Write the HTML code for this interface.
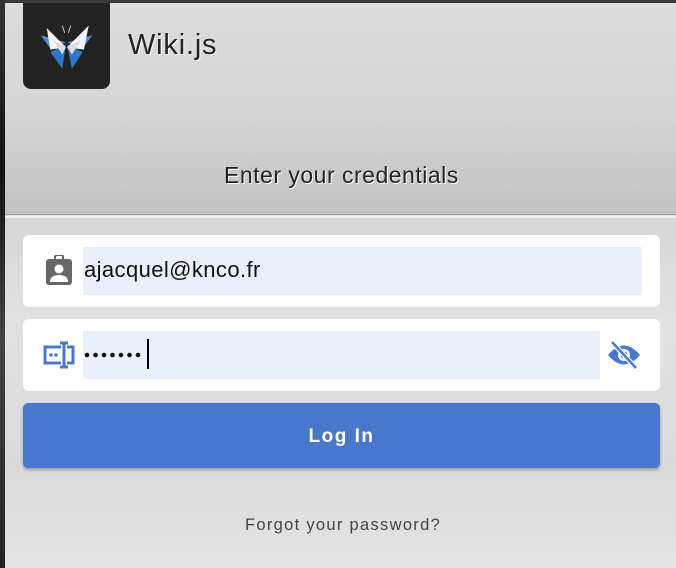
<!DOCTYPE html>
<html><head><meta charset="utf-8"><style>
*{margin:0;padding:0;box-sizing:border-box}
body{width:676px;height:568px;overflow:hidden;position:relative;font-family:"Liberation Sans",sans-serif;background:#dedede}
.left{position:absolute;left:0;top:0;width:5px;height:568px;background:linear-gradient(180deg,#333,#111 30%,#444 60%,#222);}
.top{position:absolute;left:0;top:0;width:676px;height:3px;background:#3a3a3a}
.hdr{position:absolute;left:5px;top:3px;width:671px;height:212px;background:linear-gradient(180deg,#dcdcdc 0%,#d6d6d6 50%,#c2c2c2 100%);border-bottom:1px solid #9e9e9e}
.hdr2{position:absolute;left:5px;top:216px;width:671px;height:2px;background:#f0f0f0}
.main{position:absolute;left:5px;top:218px;width:671px;height:350px;background:linear-gradient(180deg,#d6d6d6,#e2e2e2 30%,#dadada 70%,#e4e4e4)}
.logo{position:absolute;left:23px;top:3px;width:87px;height:86px;background:#222;border-radius:0 0 8px 8px}
.title{position:absolute;left:128px;top:29px;font-size:29px;letter-spacing:0.8px;color:#222;text-shadow:1px 1px 0 #fff}
.cred{position:absolute;left:224px;top:162px;font-size:23px;letter-spacing:0.5px;color:#222;text-shadow:1px 1px 0 #fff}
.box{position:absolute;left:23px;width:637px;height:72px;background:#fff;border-radius:6px}
.inp{position:absolute;left:60px;top:12px;height:48px;background:#e8f0fc}
.btn{position:absolute;left:23px;top:403px;width:637px;height:65px;background:#4878cc;border-radius:5px;box-shadow:0 2px 3px rgba(0,0,0,.3);color:#fff;font-weight:bold;font-size:19px;letter-spacing:1.5px;text-align:center;line-height:68px}
.forgot{position:absolute;left:245px;top:516px;font-size:16.5px;color:#444;letter-spacing:1.3px}
</style></head><body>
<div class="hdr"></div><div class="hdr2"></div><div class="main"></div>
<div class="top"></div><div class="left"></div>
<div class="logo"><svg width="87" height="86" viewBox="0 0 87 86">
<g transform="translate(43.5 43) scale(1.2) translate(-43.5 -43)">
<path d="M43 40 L22 34 L30 45 Z" fill="#4a90d8"/><path d="M44 40 L65 34 L57 45 Z" fill="#4a90d8"/>
<path d="M43 42 L30 48 L40 62 Z" fill="#2f78c8"/><path d="M44 42 L57 48 L48 62 Z" fill="#2f78c8"/>
<path d="M43 44 L27 28 L30 46 Z" fill="#f4f4f4"/><path d="M44 44 L62 26 L58 46 Z" fill="#f4f4f4"/>
<path d="M43 44 L32 38 L40 50 Z" fill="#ddd"/><path d="M44 44 L56 38 L48 50 Z" fill="#ddd"/>
<path d="M42 32 L40 26 M45 32 L47 26" stroke="#ccc" stroke-width="0.8"/>
</g></svg></div>
<div class="title">Wiki.js</div>
<div class="cred">Enter your credentials</div>
<div class="box" style="top:235px">
<svg style="position:absolute;left:21px;top:20px" width="30" height="32" viewBox="0 0 30 32"><rect x="2" y="4" width="26" height="26" rx="3" fill="#666"/><rect x="11" y="0" width="8" height="7" rx="2" fill="none" stroke="#666" stroke-width="2"/><circle cx="15" cy="14" r="4.5" fill="#fff"/><path d="M6 27 q0-7 9-7 q9 0 9 7z" fill="#fff"/></svg>
<div class="inp" style="width:559px"></div>
<div style="position:absolute;left:61px;top:22px;font-size:22px;color:#111;letter-spacing:0.4px">ajacquel@knco.fr</div>
</div>
<div class="box" style="top:319px">
<svg style="position:absolute;left:20px;top:22px" width="32" height="28" viewBox="0 0 32 28"><path d="M18 6 H2 V22 H18 M24 6 H30 V22 H24 M17 2 H25 M17 26 H25 M21 2 V26" stroke="#4878cc" stroke-width="3" fill="none"/><circle cx="8" cy="14" r="1.8" fill="#4878cc"/><circle cx="13" cy="14" r="1.8" fill="#4878cc"/></svg>
<div class="inp" style="width:517px"></div>
<svg style="position:absolute;left:61px;top:32px" width="64" height="8" viewBox="0 0 64 8"><g fill="#111"><circle cx="3" cy="4" r="2.3"/><circle cx="11.5" cy="4" r="2.3"/><circle cx="20" cy="4" r="2.3"/><circle cx="28.5" cy="4" r="2.3"/><circle cx="37" cy="4" r="2.3"/><circle cx="45.5" cy="4" r="2.3"/><circle cx="54" cy="4" r="2.3"/></g></svg>
<div style="position:absolute;left:124px;top:20px;width:2px;height:30px;background:#000"></div>
<svg style="position:absolute;left:584px;top:21px" width="34" height="30" viewBox="0 0 34 30"><path d="M1 15 Q17 -4 33 15 Q17 34 1 15Z" fill="#4878cc"/><circle cx="17" cy="15" r="6" fill="#fff"/><circle cx="17" cy="15" r="3.5" fill="#4878cc"/><path d="M5 2 L29 28" stroke="#fff" stroke-width="5"/><path d="M5 2 L29 28" stroke="#4878cc" stroke-width="2.5"/></svg>
</div>
<div class="btn">Log In</div>
<div class="forgot">Forgot your password?</div>
</body></html>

> [DIRECTIONS FOR THIS TASK]
Repeat the material exactly as it reads, without any of its pictures.

> [TASK RESULT]
Write the HTML code for this interface.
<!DOCTYPE html>
<html><head><meta charset="utf-8"><style>
*{margin:0;padding:0;box-sizing:border-box}
body{width:676px;height:568px;overflow:hidden;position:relative;font-family:"Liberation Sans",sans-serif;background:#dedede}
.left{position:absolute;left:0;top:0;width:5px;height:568px;background:linear-gradient(180deg,#333,#111 30%,#444 60%,#222);}
.top{position:absolute;left:0;top:0;width:676px;height:3px;background:#3a3a3a}
.hdr{position:absolute;left:5px;top:3px;width:671px;height:212px;background:linear-gradient(180deg,#dcdcdc 0%,#d6d6d6 50%,#c2c2c2 100%);border-bottom:1px solid #9e9e9e}
.hdr2{position:absolute;left:5px;top:216px;width:671px;height:2px;background:#f0f0f0}
.main{position:absolute;left:5px;top:218px;width:671px;height:350px;background:linear-gradient(180deg,#d6d6d6,#e2e2e2 30%,#dadada 70%,#e4e4e4)}
.logo{position:absolute;left:23px;top:3px;width:87px;height:86px;background:#222;border-radius:0 0 8px 8px}
.title{position:absolute;left:128px;top:29px;font-size:29px;letter-spacing:0.8px;color:#222;text-shadow:1px 1px 0 #fff}
.cred{position:absolute;left:224px;top:162px;font-size:23px;letter-spacing:0.5px;color:#222;text-shadow:1px 1px 0 #fff}
.box{position:absolute;left:23px;width:637px;height:72px;background:#fff;border-radius:6px}
.inp{position:absolute;left:60px;top:12px;height:48px;background:#e8f0fc}
.btn{position:absolute;left:23px;top:403px;width:637px;height:65px;background:#4878cc;border-radius:5px;box-shadow:0 2px 3px rgba(0,0,0,.3);color:#fff;font-weight:bold;font-size:19px;letter-spacing:1.5px;text-align:center;line-height:68px}
.forgot{position:absolute;left:245px;top:516px;font-size:16.5px;color:#444;letter-spacing:1.3px}
</style></head><body>
<div class="hdr"></div><div class="hdr2"></div><div class="main"></div>
<div class="top"></div><div class="left"></div>
<div class="logo"><svg width="87" height="86" viewBox="0 0 87 86">
<g transform="translate(43.5 43) scale(1.2) translate(-43.5 -43)">
<path d="M43 40 L22 34 L30 45 Z" fill="#4a90d8"/><path d="M44 40 L65 34 L57 45 Z" fill="#4a90d8"/>
<path d="M43 42 L30 48 L40 62 Z" fill="#2f78c8"/><path d="M44 42 L57 48 L48 62 Z" fill="#2f78c8"/>
<path d="M43 44 L27 28 L30 46 Z" fill="#f4f4f4"/><path d="M44 44 L62 26 L58 46 Z" fill="#f4f4f4"/>
<path d="M43 44 L32 38 L40 50 Z" fill="#ddd"/><path d="M44 44 L56 38 L48 50 Z" fill="#ddd"/>
<path d="M42 32 L40 26 M45 32 L47 26" stroke="#ccc" stroke-width="0.8"/>
</g></svg></div>
<div class="title">Wiki.js</div>
<div class="cred">Enter your credentials</div>
<div class="box" style="top:235px">
<svg style="position:absolute;left:21px;top:20px" width="30" height="32" viewBox="0 0 30 32"><rect x="2" y="4" width="26" height="26" rx="3" fill="#666"/><rect x="11" y="0" width="8" height="7" rx="2" fill="none" stroke="#666" stroke-width="2"/><circle cx="15" cy="14" r="4.5" fill="#fff"/><path d="M6 27 q0-7 9-7 q9 0 9 7z" fill="#fff"/></svg>
<div class="inp" style="width:559px"></div>
<div style="position:absolute;left:61px;top:22px;font-size:22px;color:#111;letter-spacing:0.4px">ajacquel@knco.fr</div>
</div>
<div class="box" style="top:319px">
<svg style="position:absolute;left:20px;top:22px" width="32" height="28" viewBox="0 0 32 28"><path d="M18 6 H2 V22 H18 M24 6 H30 V22 H24 M17 2 H25 M17 26 H25 M21 2 V26" stroke="#4878cc" stroke-width="3" fill="none"/><circle cx="8" cy="14" r="1.8" fill="#4878cc"/><circle cx="13" cy="14" r="1.8" fill="#4878cc"/></svg>
<div class="inp" style="width:517px"></div>
<svg style="position:absolute;left:61px;top:32px" width="64" height="8" viewBox="0 0 64 8"><g fill="#111"><circle cx="3" cy="4" r="2.3"/><circle cx="11.5" cy="4" r="2.3"/><circle cx="20" cy="4" r="2.3"/><circle cx="28.5" cy="4" r="2.3"/><circle cx="37" cy="4" r="2.3"/><circle cx="45.5" cy="4" r="2.3"/><circle cx="54" cy="4" r="2.3"/></g></svg>
<div style="position:absolute;left:124px;top:20px;width:2px;height:30px;background:#000"></div>
<svg style="position:absolute;left:584px;top:21px" width="34" height="30" viewBox="0 0 34 30"><path d="M1 15 Q17 -4 33 15 Q17 34 1 15Z" fill="#4878cc"/><circle cx="17" cy="15" r="6" fill="#fff"/><circle cx="17" cy="15" r="3.5" fill="#4878cc"/><path d="M5 2 L29 28" stroke="#fff" stroke-width="5"/><path d="M5 2 L29 28" stroke="#4878cc" stroke-width="2.5"/></svg>
</div>
<div class="btn">Log In</div>
<div class="forgot">Forgot your password?</div>
</body></html>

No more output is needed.